START Dataset

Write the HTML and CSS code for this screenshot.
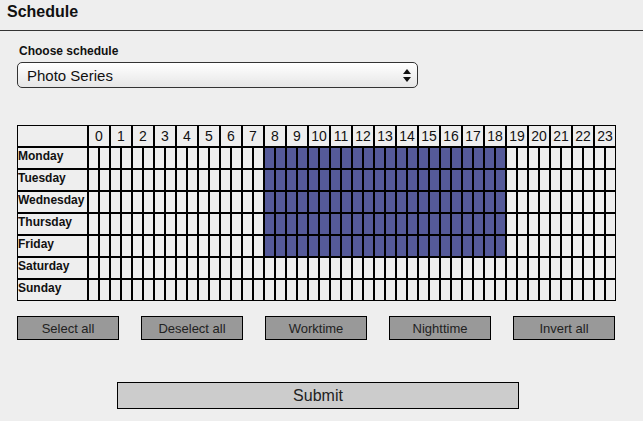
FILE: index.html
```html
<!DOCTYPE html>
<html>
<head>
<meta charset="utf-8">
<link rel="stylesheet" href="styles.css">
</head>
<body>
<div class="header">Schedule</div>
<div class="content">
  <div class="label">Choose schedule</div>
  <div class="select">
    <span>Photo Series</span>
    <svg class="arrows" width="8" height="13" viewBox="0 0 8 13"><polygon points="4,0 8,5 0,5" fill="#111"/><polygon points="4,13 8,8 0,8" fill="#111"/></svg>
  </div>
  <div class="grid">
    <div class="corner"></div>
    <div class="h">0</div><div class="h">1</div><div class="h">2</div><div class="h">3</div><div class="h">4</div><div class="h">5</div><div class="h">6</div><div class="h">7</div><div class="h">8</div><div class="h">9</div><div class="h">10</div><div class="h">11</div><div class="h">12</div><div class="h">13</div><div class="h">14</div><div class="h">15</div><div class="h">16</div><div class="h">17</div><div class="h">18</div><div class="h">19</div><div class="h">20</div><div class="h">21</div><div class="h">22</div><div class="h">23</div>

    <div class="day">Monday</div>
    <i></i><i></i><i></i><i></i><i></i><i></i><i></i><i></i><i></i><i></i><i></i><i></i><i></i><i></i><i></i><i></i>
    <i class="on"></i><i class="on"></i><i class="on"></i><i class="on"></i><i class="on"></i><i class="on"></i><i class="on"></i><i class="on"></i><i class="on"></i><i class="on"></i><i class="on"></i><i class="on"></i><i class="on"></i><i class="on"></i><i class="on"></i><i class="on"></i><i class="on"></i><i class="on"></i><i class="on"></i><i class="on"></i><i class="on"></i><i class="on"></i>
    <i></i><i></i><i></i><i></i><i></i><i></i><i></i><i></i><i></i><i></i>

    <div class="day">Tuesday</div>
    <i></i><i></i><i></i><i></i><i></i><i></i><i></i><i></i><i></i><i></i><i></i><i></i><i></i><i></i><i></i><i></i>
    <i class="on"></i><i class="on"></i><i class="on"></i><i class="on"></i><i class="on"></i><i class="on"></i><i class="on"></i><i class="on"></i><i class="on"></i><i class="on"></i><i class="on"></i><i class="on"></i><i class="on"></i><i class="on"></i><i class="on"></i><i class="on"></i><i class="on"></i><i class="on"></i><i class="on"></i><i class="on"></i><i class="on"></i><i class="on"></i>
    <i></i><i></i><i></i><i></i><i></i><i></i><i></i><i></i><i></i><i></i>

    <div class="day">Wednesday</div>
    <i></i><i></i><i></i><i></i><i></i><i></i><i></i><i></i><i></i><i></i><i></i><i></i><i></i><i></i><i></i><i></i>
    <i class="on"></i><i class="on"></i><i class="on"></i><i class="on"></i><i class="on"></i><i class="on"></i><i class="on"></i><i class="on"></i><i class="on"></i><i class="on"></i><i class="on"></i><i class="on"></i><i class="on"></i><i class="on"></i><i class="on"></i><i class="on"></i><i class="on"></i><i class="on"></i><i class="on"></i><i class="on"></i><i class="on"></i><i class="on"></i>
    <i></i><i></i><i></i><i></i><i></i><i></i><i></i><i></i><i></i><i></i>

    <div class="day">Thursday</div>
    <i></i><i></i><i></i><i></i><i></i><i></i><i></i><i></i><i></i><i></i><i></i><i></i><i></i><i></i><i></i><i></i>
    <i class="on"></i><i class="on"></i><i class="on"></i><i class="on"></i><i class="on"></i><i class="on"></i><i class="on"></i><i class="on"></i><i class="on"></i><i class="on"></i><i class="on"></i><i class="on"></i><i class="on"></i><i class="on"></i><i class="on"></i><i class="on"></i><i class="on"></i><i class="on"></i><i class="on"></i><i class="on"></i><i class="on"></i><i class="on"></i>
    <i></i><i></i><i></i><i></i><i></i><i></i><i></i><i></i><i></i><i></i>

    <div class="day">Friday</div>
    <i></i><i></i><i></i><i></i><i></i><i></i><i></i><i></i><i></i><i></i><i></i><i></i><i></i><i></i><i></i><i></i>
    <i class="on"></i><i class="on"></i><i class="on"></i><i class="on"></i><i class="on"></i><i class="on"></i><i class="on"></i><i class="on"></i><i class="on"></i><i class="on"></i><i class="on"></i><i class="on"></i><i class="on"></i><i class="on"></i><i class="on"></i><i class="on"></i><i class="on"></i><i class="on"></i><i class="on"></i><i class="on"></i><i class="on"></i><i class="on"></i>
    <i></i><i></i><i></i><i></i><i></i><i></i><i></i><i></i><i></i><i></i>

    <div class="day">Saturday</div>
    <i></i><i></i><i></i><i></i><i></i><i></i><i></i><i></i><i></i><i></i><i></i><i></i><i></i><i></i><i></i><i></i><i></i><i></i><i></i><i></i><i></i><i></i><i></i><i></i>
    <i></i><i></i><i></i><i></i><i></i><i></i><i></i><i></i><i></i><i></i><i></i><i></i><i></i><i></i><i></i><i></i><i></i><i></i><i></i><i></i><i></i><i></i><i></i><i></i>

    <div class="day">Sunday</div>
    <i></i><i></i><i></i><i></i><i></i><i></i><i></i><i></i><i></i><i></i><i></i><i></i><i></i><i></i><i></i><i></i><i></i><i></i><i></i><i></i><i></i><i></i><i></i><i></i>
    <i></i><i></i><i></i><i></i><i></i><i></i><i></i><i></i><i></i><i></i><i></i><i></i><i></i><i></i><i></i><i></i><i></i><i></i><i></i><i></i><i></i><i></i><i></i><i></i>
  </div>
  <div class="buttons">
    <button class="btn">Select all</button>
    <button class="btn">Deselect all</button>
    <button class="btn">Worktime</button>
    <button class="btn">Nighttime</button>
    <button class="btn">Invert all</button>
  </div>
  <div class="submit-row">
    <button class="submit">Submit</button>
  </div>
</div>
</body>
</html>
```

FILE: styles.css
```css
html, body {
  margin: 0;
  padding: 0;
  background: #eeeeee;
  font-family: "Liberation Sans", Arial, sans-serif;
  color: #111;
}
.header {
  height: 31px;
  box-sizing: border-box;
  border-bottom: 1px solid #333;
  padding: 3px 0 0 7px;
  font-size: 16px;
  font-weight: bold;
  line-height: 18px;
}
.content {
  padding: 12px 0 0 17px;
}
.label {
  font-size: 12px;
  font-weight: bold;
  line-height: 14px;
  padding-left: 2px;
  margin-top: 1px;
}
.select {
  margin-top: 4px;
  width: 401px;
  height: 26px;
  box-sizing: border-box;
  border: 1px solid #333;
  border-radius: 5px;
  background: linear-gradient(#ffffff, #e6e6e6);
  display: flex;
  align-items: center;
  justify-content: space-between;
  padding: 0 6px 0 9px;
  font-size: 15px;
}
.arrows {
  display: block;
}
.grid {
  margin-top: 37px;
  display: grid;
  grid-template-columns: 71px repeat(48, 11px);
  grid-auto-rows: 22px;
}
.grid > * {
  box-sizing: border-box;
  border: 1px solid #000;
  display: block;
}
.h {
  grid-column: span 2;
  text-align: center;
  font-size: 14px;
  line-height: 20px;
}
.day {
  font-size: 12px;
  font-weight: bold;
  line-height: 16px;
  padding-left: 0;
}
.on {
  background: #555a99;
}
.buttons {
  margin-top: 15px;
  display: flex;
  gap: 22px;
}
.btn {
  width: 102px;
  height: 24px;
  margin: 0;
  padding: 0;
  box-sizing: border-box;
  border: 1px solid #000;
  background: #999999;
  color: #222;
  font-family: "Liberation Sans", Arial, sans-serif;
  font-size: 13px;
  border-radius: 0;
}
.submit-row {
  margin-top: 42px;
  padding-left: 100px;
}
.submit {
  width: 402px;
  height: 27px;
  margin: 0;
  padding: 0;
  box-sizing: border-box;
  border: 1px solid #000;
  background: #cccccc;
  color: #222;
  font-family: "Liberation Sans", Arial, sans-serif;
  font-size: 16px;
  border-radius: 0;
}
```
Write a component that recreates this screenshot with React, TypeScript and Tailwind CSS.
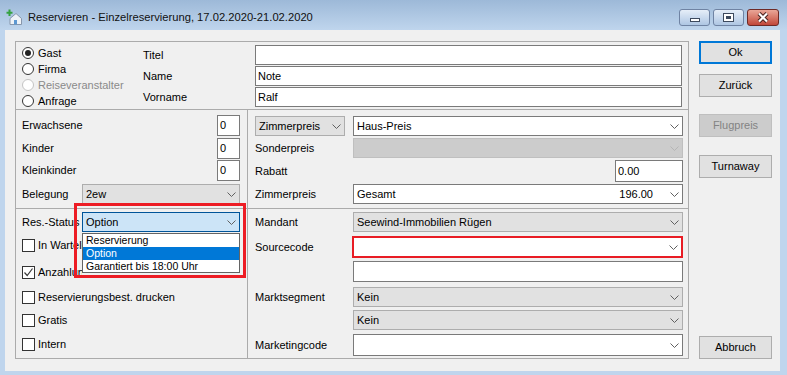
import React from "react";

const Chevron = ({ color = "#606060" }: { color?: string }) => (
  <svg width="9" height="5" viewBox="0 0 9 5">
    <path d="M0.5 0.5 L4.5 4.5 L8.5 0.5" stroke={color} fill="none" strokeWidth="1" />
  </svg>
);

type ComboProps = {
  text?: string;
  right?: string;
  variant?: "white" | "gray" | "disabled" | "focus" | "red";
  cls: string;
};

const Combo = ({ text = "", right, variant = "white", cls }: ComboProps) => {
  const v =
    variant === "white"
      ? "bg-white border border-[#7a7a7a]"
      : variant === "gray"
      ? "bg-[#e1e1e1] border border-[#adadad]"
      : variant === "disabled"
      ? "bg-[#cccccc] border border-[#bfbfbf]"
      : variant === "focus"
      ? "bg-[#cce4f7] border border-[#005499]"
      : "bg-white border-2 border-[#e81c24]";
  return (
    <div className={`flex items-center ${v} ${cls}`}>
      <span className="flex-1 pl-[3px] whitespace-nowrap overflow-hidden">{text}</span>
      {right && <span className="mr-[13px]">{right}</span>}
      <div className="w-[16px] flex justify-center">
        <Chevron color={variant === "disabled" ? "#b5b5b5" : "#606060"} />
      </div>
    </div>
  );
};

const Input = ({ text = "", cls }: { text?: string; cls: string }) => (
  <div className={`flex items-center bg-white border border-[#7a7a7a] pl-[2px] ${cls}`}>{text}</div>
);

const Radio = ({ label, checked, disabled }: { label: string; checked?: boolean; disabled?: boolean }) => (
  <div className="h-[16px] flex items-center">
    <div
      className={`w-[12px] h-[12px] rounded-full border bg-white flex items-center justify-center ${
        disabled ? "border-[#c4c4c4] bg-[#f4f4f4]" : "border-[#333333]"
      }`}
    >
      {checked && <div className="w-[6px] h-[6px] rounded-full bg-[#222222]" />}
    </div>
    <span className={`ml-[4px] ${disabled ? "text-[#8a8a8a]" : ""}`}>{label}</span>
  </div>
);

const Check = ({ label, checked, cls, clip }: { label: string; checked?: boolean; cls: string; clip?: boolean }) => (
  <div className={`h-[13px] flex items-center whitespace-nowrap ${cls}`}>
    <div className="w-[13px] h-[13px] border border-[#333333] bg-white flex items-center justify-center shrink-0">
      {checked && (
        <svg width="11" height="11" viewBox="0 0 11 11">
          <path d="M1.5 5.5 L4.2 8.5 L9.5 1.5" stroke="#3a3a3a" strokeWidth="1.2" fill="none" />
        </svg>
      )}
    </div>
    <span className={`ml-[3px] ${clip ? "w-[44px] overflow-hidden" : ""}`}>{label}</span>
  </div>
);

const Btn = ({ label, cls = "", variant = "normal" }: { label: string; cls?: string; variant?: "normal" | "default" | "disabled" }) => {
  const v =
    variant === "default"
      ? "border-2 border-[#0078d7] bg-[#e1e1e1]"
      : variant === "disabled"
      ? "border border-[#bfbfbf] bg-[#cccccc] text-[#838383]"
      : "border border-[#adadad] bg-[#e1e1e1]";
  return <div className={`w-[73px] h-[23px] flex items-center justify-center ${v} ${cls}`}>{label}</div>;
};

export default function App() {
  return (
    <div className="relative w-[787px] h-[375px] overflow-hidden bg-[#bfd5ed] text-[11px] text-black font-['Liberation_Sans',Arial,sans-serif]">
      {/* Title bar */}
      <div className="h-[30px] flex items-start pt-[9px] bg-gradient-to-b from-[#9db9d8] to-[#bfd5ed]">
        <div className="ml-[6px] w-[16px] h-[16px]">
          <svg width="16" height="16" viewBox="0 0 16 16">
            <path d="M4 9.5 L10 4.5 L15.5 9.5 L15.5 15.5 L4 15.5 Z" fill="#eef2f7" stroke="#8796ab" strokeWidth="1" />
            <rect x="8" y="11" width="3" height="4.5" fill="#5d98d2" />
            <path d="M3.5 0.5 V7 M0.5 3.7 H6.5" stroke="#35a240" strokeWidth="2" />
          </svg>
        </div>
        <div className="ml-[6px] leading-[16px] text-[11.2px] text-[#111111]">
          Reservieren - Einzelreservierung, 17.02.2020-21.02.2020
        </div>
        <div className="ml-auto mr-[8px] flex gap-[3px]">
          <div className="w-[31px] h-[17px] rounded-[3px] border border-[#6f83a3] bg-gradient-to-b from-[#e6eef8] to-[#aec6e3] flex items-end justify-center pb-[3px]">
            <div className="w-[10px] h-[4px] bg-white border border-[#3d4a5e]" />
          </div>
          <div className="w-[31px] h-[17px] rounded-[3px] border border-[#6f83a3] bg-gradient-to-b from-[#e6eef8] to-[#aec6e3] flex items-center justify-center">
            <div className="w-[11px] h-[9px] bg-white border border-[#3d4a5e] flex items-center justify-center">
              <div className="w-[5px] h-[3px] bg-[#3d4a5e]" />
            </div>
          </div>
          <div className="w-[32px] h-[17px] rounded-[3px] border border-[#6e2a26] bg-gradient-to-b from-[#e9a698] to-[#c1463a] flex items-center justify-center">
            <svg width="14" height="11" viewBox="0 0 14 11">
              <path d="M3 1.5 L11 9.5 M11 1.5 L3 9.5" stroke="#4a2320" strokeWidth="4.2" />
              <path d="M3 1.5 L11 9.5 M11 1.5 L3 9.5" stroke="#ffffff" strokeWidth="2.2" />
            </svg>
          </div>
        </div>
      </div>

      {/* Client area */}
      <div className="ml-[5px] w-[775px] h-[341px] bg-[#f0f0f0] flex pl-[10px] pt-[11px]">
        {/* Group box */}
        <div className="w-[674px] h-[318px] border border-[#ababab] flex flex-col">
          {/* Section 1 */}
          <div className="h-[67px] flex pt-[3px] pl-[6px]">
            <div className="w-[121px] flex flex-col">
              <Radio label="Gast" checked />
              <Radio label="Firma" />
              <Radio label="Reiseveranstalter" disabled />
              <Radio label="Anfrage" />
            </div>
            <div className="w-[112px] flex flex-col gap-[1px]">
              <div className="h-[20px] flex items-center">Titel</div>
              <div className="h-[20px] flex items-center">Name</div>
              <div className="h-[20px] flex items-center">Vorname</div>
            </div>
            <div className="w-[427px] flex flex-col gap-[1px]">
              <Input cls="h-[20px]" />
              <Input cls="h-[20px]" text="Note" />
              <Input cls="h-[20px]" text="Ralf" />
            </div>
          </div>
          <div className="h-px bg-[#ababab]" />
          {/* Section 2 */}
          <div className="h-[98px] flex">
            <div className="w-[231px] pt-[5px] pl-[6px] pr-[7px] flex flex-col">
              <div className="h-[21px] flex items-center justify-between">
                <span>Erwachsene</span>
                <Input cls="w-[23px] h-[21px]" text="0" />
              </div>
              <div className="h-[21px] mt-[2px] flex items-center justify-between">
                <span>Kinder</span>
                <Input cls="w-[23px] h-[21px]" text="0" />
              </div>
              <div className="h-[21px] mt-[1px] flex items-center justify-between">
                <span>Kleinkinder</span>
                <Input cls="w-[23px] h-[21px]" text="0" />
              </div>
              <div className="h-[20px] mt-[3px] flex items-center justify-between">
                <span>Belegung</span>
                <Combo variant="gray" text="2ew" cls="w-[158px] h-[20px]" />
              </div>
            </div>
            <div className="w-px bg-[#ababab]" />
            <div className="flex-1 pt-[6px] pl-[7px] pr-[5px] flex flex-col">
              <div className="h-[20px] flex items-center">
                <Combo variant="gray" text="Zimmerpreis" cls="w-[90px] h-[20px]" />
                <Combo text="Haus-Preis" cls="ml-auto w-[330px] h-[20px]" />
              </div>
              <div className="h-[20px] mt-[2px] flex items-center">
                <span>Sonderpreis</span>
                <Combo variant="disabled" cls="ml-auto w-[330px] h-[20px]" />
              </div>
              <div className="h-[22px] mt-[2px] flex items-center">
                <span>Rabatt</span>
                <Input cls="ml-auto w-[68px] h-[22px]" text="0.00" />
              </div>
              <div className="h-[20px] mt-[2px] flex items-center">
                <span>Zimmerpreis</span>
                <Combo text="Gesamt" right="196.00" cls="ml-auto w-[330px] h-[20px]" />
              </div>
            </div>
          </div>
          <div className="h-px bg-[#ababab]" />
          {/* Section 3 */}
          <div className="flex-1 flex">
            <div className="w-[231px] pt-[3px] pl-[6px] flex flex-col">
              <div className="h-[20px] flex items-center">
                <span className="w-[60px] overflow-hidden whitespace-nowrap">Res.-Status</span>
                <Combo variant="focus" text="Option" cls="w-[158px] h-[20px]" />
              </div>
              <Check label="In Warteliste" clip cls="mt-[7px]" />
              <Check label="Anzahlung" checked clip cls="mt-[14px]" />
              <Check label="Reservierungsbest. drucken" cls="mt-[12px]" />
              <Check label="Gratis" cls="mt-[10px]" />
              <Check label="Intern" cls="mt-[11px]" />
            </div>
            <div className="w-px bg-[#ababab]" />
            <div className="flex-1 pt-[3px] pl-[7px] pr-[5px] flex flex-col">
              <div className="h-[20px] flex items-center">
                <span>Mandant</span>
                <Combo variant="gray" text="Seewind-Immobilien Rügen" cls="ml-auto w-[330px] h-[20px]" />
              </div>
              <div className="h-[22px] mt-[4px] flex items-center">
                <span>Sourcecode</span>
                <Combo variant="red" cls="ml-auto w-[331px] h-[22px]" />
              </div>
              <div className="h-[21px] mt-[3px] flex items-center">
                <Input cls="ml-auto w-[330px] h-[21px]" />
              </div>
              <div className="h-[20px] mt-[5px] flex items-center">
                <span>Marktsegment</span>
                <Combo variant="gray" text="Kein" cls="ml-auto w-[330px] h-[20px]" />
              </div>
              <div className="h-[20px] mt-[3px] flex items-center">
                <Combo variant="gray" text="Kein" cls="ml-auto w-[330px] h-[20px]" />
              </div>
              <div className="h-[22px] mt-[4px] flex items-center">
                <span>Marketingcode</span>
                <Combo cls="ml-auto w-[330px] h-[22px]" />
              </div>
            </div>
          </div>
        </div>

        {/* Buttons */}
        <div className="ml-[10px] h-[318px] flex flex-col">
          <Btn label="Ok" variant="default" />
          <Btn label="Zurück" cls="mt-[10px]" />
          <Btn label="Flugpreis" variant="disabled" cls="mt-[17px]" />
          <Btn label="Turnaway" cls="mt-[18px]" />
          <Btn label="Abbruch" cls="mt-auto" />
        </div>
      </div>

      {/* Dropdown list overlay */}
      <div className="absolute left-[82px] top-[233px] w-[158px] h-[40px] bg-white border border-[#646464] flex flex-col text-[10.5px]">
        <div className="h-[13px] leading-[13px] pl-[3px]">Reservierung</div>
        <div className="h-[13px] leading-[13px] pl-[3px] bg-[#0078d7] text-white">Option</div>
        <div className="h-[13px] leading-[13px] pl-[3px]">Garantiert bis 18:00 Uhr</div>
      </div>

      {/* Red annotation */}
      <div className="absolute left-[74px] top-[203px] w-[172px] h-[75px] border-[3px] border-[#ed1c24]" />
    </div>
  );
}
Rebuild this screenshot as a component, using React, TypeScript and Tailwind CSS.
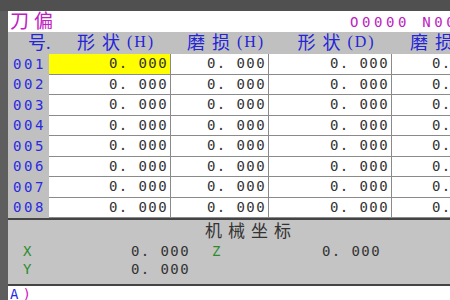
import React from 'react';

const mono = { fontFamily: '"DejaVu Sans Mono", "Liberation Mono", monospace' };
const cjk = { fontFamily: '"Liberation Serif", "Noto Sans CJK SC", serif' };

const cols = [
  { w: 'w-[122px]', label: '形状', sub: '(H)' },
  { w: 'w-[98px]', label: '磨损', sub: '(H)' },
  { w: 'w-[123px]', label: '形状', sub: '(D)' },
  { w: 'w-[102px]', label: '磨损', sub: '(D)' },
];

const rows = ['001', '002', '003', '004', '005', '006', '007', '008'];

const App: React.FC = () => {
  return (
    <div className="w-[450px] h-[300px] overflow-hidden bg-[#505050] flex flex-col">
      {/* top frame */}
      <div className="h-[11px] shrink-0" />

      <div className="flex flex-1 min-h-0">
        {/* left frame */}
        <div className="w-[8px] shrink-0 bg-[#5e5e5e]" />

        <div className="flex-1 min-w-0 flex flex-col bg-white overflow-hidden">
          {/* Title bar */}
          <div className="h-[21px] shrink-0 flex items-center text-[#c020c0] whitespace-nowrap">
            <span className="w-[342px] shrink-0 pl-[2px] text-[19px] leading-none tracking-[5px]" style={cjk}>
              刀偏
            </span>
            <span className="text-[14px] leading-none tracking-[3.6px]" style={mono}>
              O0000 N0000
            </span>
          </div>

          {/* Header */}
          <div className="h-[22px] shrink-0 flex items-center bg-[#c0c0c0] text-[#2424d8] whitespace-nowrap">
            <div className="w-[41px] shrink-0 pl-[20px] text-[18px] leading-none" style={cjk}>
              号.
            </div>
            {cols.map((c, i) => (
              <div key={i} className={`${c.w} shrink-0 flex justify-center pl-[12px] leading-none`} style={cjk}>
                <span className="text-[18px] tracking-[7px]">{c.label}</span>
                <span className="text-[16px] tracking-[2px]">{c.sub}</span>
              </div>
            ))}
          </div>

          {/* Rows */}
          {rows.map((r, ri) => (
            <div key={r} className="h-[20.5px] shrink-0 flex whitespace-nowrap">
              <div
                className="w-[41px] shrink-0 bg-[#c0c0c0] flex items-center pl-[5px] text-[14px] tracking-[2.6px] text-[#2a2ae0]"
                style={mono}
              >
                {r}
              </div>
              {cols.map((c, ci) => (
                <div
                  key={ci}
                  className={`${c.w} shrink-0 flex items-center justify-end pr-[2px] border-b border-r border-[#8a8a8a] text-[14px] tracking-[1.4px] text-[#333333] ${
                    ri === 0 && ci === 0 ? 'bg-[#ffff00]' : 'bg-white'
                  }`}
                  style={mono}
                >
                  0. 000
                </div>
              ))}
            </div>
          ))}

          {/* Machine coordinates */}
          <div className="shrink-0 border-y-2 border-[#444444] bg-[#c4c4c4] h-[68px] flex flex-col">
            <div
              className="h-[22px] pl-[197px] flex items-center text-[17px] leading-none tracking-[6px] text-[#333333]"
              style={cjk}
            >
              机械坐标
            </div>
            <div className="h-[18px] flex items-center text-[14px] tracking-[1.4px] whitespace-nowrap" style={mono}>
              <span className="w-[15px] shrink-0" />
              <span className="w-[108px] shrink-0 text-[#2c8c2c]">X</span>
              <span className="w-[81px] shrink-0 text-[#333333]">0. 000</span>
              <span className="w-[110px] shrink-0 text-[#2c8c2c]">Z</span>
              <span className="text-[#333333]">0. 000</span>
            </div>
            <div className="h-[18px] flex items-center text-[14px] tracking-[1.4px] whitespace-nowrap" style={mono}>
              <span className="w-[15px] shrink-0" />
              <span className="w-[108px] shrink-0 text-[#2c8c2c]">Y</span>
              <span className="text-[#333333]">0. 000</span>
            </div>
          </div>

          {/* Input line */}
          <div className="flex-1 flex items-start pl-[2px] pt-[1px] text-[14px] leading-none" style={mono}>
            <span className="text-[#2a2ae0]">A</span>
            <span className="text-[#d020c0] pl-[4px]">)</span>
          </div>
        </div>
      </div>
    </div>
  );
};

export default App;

END Dataset

_Set task:_ Nothing but the lines from the one containing "Rebuild this screenshot" through the one containing "['001', '002', '003', '004', '005', '006', '007', '008'];" should be echoed, each exactly as it stands; pictures are excluded.

_Response:_
Rebuild this screenshot as a component, using React, TypeScript and Tailwind CSS.
import React from 'react';

const mono = { fontFamily: '"DejaVu Sans Mono", "Liberation Mono", monospace' };
const cjk = { fontFamily: '"Liberation Serif", "Noto Sans CJK SC", serif' };

const cols = [
  { w: 'w-[122px]', label: '形状', sub: '(H)' },
  { w: 'w-[98px]', label: '磨损', sub: '(H)' },
  { w: 'w-[123px]', label: '形状', sub: '(D)' },
  { w: 'w-[102px]', label: '磨损', sub: '(D)' },
];

const rows = ['001', '002', '003', '004', '005', '006', '007', '008'];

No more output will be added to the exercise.